## START Record extracts
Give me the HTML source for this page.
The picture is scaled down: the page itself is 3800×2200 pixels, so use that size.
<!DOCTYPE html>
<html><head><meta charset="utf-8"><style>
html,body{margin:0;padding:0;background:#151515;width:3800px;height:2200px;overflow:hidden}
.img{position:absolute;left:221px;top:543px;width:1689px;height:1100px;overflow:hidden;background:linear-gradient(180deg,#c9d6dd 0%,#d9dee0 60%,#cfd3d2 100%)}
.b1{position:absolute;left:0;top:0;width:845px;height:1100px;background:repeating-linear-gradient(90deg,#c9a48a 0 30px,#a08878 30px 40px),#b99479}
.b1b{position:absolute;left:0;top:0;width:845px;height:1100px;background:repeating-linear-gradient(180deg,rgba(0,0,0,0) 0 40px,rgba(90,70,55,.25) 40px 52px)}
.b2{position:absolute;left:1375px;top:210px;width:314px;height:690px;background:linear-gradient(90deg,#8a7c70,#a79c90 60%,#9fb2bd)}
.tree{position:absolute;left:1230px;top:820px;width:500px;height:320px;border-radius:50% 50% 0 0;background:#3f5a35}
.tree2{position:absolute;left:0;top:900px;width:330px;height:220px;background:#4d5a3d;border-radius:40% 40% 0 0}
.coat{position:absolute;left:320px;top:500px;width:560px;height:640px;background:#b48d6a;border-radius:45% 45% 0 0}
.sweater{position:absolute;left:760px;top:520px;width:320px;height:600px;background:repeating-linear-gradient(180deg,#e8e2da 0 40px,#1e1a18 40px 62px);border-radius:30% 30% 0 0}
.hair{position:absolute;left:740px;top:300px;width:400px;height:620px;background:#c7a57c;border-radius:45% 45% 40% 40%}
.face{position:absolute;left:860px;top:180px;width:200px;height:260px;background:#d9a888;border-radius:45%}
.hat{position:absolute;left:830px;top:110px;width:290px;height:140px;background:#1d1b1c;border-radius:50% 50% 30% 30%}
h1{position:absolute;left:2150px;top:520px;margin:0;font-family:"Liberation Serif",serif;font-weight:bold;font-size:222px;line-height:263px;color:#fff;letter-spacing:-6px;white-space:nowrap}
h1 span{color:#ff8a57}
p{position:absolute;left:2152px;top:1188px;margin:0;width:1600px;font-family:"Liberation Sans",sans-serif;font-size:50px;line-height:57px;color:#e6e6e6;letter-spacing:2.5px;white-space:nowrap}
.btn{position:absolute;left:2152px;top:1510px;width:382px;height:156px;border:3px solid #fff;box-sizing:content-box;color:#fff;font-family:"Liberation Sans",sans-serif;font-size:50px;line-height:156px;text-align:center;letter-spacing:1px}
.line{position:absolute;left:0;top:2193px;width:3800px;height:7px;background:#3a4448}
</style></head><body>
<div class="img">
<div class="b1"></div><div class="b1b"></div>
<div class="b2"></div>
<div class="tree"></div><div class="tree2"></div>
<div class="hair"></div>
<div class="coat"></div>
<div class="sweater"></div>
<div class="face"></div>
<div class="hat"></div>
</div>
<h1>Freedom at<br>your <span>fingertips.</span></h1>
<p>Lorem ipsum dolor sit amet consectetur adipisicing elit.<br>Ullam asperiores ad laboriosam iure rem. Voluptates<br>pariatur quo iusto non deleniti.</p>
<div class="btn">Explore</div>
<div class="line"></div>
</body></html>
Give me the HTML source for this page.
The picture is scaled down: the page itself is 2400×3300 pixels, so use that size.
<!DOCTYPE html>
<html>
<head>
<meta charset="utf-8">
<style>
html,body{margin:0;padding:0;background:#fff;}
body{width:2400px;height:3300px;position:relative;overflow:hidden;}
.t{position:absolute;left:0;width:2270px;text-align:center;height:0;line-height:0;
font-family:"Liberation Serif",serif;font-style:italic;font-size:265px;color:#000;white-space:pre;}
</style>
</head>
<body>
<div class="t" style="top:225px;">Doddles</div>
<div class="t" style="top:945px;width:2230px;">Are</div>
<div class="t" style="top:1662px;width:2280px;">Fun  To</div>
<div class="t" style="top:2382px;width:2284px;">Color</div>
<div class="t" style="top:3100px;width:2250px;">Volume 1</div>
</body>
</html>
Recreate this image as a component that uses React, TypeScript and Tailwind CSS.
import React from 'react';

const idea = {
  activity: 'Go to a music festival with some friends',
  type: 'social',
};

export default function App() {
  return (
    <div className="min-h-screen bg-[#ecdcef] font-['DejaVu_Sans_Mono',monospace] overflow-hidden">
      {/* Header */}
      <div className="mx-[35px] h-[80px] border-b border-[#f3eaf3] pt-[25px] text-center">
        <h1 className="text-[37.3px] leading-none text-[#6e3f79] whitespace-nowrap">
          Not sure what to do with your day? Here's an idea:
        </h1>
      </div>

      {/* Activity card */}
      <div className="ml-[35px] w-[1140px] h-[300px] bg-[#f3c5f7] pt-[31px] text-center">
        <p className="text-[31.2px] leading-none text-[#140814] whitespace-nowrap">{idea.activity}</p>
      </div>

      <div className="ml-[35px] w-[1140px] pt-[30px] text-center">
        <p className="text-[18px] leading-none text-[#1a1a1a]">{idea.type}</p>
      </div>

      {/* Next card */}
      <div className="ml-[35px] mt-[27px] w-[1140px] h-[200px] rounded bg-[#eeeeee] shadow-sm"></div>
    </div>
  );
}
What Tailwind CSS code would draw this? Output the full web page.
## END Record extracts
▶ [Your task]
Return each line of the records above exactly as it reads.

▶ [Task output]
Give me the HTML source for this page.
The picture is scaled down: the page itself is 3800×2200 pixels, so use that size.
<!DOCTYPE html>
<html><head><meta charset="utf-8"><style>
html,body{margin:0;padding:0;background:#151515;width:3800px;height:2200px;overflow:hidden}
.img{position:absolute;left:221px;top:543px;width:1689px;height:1100px;overflow:hidden;background:linear-gradient(180deg,#c9d6dd 0%,#d9dee0 60%,#cfd3d2 100%)}
.b1{position:absolute;left:0;top:0;width:845px;height:1100px;background:repeating-linear-gradient(90deg,#c9a48a 0 30px,#a08878 30px 40px),#b99479}
.b1b{position:absolute;left:0;top:0;width:845px;height:1100px;background:repeating-linear-gradient(180deg,rgba(0,0,0,0) 0 40px,rgba(90,70,55,.25) 40px 52px)}
.b2{position:absolute;left:1375px;top:210px;width:314px;height:690px;background:linear-gradient(90deg,#8a7c70,#a79c90 60%,#9fb2bd)}
.tree{position:absolute;left:1230px;top:820px;width:500px;height:320px;border-radius:50% 50% 0 0;background:#3f5a35}
.tree2{position:absolute;left:0;top:900px;width:330px;height:220px;background:#4d5a3d;border-radius:40% 40% 0 0}
.coat{position:absolute;left:320px;top:500px;width:560px;height:640px;background:#b48d6a;border-radius:45% 45% 0 0}
.sweater{position:absolute;left:760px;top:520px;width:320px;height:600px;background:repeating-linear-gradient(180deg,#e8e2da 0 40px,#1e1a18 40px 62px);border-radius:30% 30% 0 0}
.hair{position:absolute;left:740px;top:300px;width:400px;height:620px;background:#c7a57c;border-radius:45% 45% 40% 40%}
.face{position:absolute;left:860px;top:180px;width:200px;height:260px;background:#d9a888;border-radius:45%}
.hat{position:absolute;left:830px;top:110px;width:290px;height:140px;background:#1d1b1c;border-radius:50% 50% 30% 30%}
h1{position:absolute;left:2150px;top:520px;margin:0;font-family:"Liberation Serif",serif;font-weight:bold;font-size:222px;line-height:263px;color:#fff;letter-spacing:-6px;white-space:nowrap}
h1 span{color:#ff8a57}
p{position:absolute;left:2152px;top:1188px;margin:0;width:1600px;font-family:"Liberation Sans",sans-serif;font-size:50px;line-height:57px;color:#e6e6e6;letter-spacing:2.5px;white-space:nowrap}
.btn{position:absolute;left:2152px;top:1510px;width:382px;height:156px;border:3px solid #fff;box-sizing:content-box;color:#fff;font-family:"Liberation Sans",sans-serif;font-size:50px;line-height:156px;text-align:center;letter-spacing:1px}
.line{position:absolute;left:0;top:2193px;width:3800px;height:7px;background:#3a4448}
</style></head><body>
<div class="img">
<div class="b1"></div><div class="b1b"></div>
<div class="b2"></div>
<div class="tree"></div><div class="tree2"></div>
<div class="hair"></div>
<div class="coat"></div>
<div class="sweater"></div>
<div class="face"></div>
<div class="hat"></div>
</div>
<h1>Freedom at<br>your <span>fingertips.</span></h1>
<p>Lorem ipsum dolor sit amet consectetur adipisicing elit.<br>Ullam asperiores ad laboriosam iure rem. Voluptates<br>pariatur quo iusto non deleniti.</p>
<div class="btn">Explore</div>
<div class="line"></div>
</body></html>
Give me the HTML source for this page.
The picture is scaled down: the page itself is 2400×3300 pixels, so use that size.
<!DOCTYPE html>
<html>
<head>
<meta charset="utf-8">
<style>
html,body{margin:0;padding:0;background:#fff;}
body{width:2400px;height:3300px;position:relative;overflow:hidden;}
.t{position:absolute;left:0;width:2270px;text-align:center;height:0;line-height:0;
font-family:"Liberation Serif",serif;font-style:italic;font-size:265px;color:#000;white-space:pre;}
</style>
</head>
<body>
<div class="t" style="top:225px;">Doddles</div>
<div class="t" style="top:945px;width:2230px;">Are</div>
<div class="t" style="top:1662px;width:2280px;">Fun  To</div>
<div class="t" style="top:2382px;width:2284px;">Color</div>
<div class="t" style="top:3100px;width:2250px;">Volume 1</div>
</body>
</html>
Recreate this image as a component that uses React, TypeScript and Tailwind CSS.
import React from 'react';

const idea = {
  activity: 'Go to a music festival with some friends',
  type: 'social',
};

export default function App() {
  return (
    <div className="min-h-screen bg-[#ecdcef] font-['DejaVu_Sans_Mono',monospace] overflow-hidden">
      {/* Header */}
      <div className="mx-[35px] h-[80px] border-b border-[#f3eaf3] pt-[25px] text-center">
        <h1 className="text-[37.3px] leading-none text-[#6e3f79] whitespace-nowrap">
          Not sure what to do with your day? Here's an idea:
        </h1>
      </div>

      {/* Activity card */}
      <div className="ml-[35px] w-[1140px] h-[300px] bg-[#f3c5f7] pt-[31px] text-center">
        <p className="text-[31.2px] leading-none text-[#140814] whitespace-nowrap">{idea.activity}</p>
      </div>

      <div className="ml-[35px] w-[1140px] pt-[30px] text-center">
        <p className="text-[18px] leading-none text-[#1a1a1a]">{idea.type}</p>
      </div>

      {/* Next card */}
      <div className="ml-[35px] mt-[27px] w-[1140px] h-[200px] rounded bg-[#eeeeee] shadow-sm"></div>
    </div>
  );
}
What Tailwind CSS code would draw this? Output the full web page.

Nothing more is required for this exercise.